Authenticity. It's been the snazzy, big buzzword for the past five years. Article after article has been published about how and why it's a critical key to your success.

You can certainly see multiple examples of the benefits it can have in the market. The food industry in particular. An age-old market with tight, established distributors who have fed the public with mainstay corporate brands for decades, completely disrupted by a new startup player -- entirely based on values and authenticity.

Whole Foods isn't the only example. We're seeing everyone from General Mills to McDonald's offering "natural" food that is "responsibly sourced." It's being driven by the enormous crop of new companies that are taking market share and position simply via their authenticity and promises.

So then, how do you avoid this becoming a fallacy as you scale to be a powerful player without sacrificing your values, your authenticity? I've asked myself this many times as I manage and grow my company.

As a natural food company, our authenticity, maintaining who we are to the core, is essential to our growth and relationship with our consumers.

Here's how we're approaching it at Simple Mills:

We've Nailed Down Brand Tenets Early -- And We're Sticking To Them

We identified what we believe in and what lines we won't cross. Artificial ingredients? Nope. Heavy on the Sugar? Absolutely not. Additives? No, thank you!  We've drawn our lines in the sand -- and we do not cross them.

This is especially helpful to set in place before facing decisions with multi-million dollar potential.

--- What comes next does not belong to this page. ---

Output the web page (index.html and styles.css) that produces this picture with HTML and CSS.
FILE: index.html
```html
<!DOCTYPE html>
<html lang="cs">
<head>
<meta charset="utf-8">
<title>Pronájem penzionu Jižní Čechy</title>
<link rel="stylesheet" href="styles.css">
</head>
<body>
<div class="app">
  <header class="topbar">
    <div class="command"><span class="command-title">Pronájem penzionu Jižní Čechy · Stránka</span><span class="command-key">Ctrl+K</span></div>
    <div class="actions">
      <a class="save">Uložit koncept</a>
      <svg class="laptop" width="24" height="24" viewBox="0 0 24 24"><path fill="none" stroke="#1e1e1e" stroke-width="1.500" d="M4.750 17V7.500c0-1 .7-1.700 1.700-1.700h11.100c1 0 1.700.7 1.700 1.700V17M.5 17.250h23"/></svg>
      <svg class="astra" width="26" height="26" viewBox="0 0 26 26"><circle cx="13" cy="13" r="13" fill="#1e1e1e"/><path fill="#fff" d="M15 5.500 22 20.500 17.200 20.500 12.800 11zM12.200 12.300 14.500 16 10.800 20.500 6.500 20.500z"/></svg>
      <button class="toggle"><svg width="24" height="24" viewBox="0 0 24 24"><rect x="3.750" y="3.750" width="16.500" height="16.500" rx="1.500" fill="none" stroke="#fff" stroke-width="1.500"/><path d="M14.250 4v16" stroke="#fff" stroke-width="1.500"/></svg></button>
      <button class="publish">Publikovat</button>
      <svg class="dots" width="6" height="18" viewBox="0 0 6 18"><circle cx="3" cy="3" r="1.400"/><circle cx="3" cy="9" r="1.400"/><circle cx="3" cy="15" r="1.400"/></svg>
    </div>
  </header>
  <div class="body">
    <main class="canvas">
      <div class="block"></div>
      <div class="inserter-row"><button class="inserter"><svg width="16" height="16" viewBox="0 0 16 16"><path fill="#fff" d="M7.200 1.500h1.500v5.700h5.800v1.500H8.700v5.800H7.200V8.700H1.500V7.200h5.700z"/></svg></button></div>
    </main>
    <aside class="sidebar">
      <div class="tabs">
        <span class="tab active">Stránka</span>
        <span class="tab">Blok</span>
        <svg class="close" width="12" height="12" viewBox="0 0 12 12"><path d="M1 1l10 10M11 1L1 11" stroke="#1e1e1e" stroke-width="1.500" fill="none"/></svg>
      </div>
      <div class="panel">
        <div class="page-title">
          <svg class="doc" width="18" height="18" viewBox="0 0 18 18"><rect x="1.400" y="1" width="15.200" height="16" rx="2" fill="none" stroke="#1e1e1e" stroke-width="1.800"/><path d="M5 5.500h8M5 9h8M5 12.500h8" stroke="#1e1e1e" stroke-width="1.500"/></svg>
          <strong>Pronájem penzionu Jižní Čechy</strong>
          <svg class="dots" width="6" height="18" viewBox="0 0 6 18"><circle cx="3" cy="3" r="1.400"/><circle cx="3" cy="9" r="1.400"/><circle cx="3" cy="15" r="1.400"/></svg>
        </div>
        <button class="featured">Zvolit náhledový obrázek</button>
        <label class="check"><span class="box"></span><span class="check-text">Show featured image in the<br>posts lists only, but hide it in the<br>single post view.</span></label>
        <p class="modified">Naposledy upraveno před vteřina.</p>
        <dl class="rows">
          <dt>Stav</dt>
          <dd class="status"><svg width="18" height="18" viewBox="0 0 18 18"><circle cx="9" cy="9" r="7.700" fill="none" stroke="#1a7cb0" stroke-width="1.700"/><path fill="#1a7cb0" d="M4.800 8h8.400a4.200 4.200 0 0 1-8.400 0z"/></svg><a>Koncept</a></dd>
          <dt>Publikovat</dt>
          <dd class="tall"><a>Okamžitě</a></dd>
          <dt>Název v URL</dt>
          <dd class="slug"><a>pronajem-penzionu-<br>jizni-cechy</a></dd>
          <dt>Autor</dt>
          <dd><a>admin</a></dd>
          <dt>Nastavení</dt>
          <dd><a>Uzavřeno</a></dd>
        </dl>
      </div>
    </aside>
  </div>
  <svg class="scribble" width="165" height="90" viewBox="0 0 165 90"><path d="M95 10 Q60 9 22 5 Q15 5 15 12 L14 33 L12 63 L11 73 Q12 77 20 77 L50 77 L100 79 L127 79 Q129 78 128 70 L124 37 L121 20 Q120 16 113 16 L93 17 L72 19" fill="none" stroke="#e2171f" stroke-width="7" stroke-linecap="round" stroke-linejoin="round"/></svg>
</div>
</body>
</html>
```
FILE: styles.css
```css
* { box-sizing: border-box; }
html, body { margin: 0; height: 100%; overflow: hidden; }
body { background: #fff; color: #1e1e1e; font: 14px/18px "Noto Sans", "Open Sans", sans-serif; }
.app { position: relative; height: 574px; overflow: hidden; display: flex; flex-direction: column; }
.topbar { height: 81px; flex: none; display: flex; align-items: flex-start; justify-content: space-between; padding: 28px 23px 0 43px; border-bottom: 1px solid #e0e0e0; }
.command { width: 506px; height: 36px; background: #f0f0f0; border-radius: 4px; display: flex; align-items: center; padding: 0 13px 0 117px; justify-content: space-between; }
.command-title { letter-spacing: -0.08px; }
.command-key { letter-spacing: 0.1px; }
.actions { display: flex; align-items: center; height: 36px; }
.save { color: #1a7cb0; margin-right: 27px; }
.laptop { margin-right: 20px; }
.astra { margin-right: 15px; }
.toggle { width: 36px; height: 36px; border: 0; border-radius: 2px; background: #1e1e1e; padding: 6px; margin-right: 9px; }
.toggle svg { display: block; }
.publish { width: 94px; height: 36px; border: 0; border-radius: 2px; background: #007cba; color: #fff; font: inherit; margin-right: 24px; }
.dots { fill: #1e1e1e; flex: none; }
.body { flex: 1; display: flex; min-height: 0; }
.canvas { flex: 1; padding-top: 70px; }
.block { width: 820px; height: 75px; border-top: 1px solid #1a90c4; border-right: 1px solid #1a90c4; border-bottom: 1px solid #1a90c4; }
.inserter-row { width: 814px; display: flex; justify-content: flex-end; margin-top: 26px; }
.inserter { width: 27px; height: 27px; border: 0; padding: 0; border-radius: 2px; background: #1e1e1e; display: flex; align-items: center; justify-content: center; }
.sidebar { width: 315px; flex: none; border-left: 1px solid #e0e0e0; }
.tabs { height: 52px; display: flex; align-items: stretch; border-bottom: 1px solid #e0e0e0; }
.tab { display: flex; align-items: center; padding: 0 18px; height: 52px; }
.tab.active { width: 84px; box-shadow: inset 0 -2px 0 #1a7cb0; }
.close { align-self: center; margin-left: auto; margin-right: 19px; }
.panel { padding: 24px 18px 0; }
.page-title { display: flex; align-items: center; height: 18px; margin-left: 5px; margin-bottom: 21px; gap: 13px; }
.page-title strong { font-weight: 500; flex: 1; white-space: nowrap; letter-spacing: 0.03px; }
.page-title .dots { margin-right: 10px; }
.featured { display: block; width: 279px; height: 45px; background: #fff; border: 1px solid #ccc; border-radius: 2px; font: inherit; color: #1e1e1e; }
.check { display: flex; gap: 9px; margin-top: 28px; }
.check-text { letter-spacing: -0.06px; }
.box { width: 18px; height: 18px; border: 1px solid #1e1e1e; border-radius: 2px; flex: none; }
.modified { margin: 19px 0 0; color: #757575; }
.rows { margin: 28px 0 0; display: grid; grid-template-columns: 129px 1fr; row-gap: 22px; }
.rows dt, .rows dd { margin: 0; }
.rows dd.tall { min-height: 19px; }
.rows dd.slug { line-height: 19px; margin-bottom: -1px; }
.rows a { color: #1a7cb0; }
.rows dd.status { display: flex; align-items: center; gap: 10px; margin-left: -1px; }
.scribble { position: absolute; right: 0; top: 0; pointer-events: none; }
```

We Have A Battle Plan For "Grey" Decisions

The business world is rarely clear cut or defined. We've set a process for grey decisions, and we strive to never make them in haste.  Our process:

  1. Recognize we're at a grey decision: Is the answer clear? Does it have ethical implications? Is there a chance of negative impact to our customers?
  2. Have the right people involved: For us this means our full leadership team, in person, with undivided attention (no one texting in the corner!).
  3. Give stakeholders the right to veto: While you may be CEO, you have to ensure others have the opportunity to voice discomfort with the decision.
  4. Appropriately weigh the choice: Fully consider all upsides and downsides.  It is easy when faced with a dollar price tag to undervalue the risk.

We Angle Our Trajectory

Don't neglect to align your early business trajectory and plans with the outcome you'd like to see -- and with who. I make it a point to think ahead down to the most finite details, including partners, investors, and vendors who match the values I have.

Leave room for adjustment, but have your plan set early.

We Align The Interests

Investors, shareholders, and others with an interest in your company may want fast results or quick returns. Help them understand your business from the viewpoint of your customer -- and why compromising what the customer needs will hurt your business.

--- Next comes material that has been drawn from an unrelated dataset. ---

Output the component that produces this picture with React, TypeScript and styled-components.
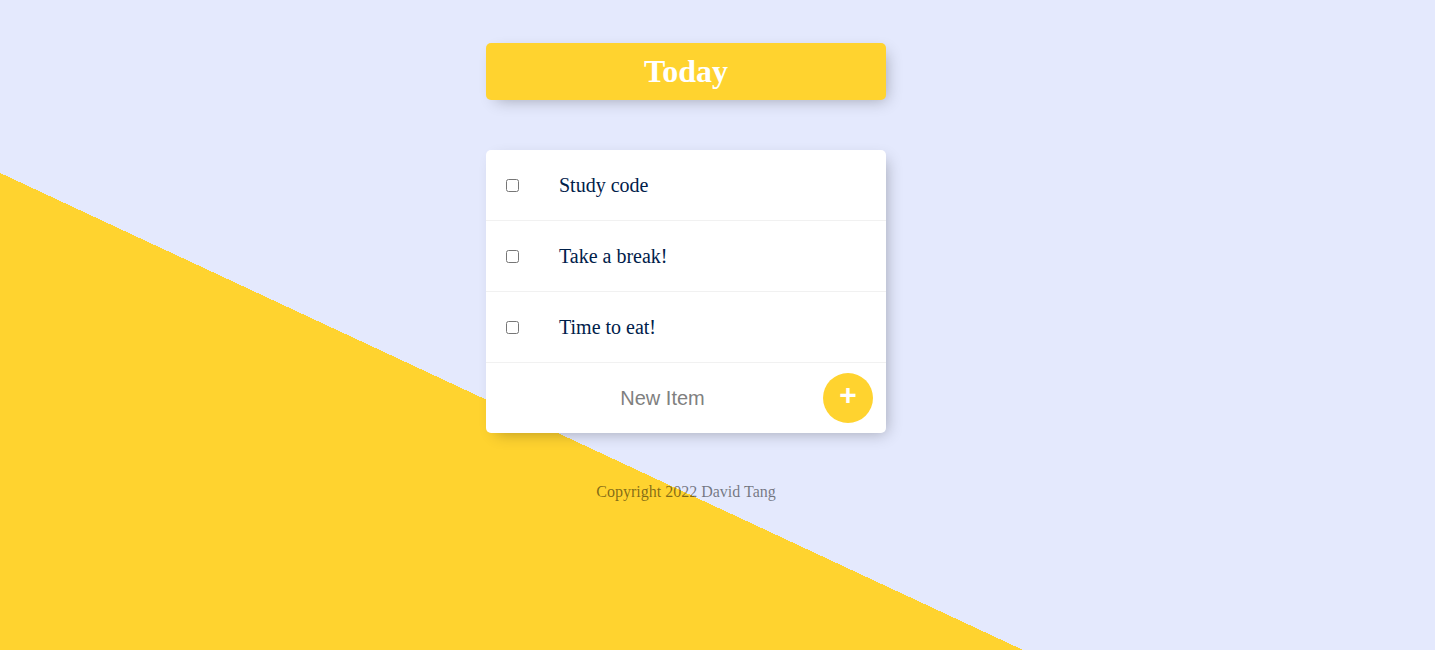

Do this with employees, customers, vendors, and anybody else involved as well.

We Aren't Afraid To Walk

Opportunities might feel like they'll be your last. You might need money, or feel pressure to grow. But sometimes, a fit is not a fit and it's okay to be willing to walk away.

I weigh everything that comes our way carefully, and trust that turning away the wrong opportunities is the right thing no matter how it might look or feel.  Those choices are often the ones that make all the difference.

It's completely possible to adhere to your values and succeed with your business -- but make no mistake, it's not always easy.

But, it can be done, and if you are willing to hold your ground, the benefits are absolutely seen in the long run.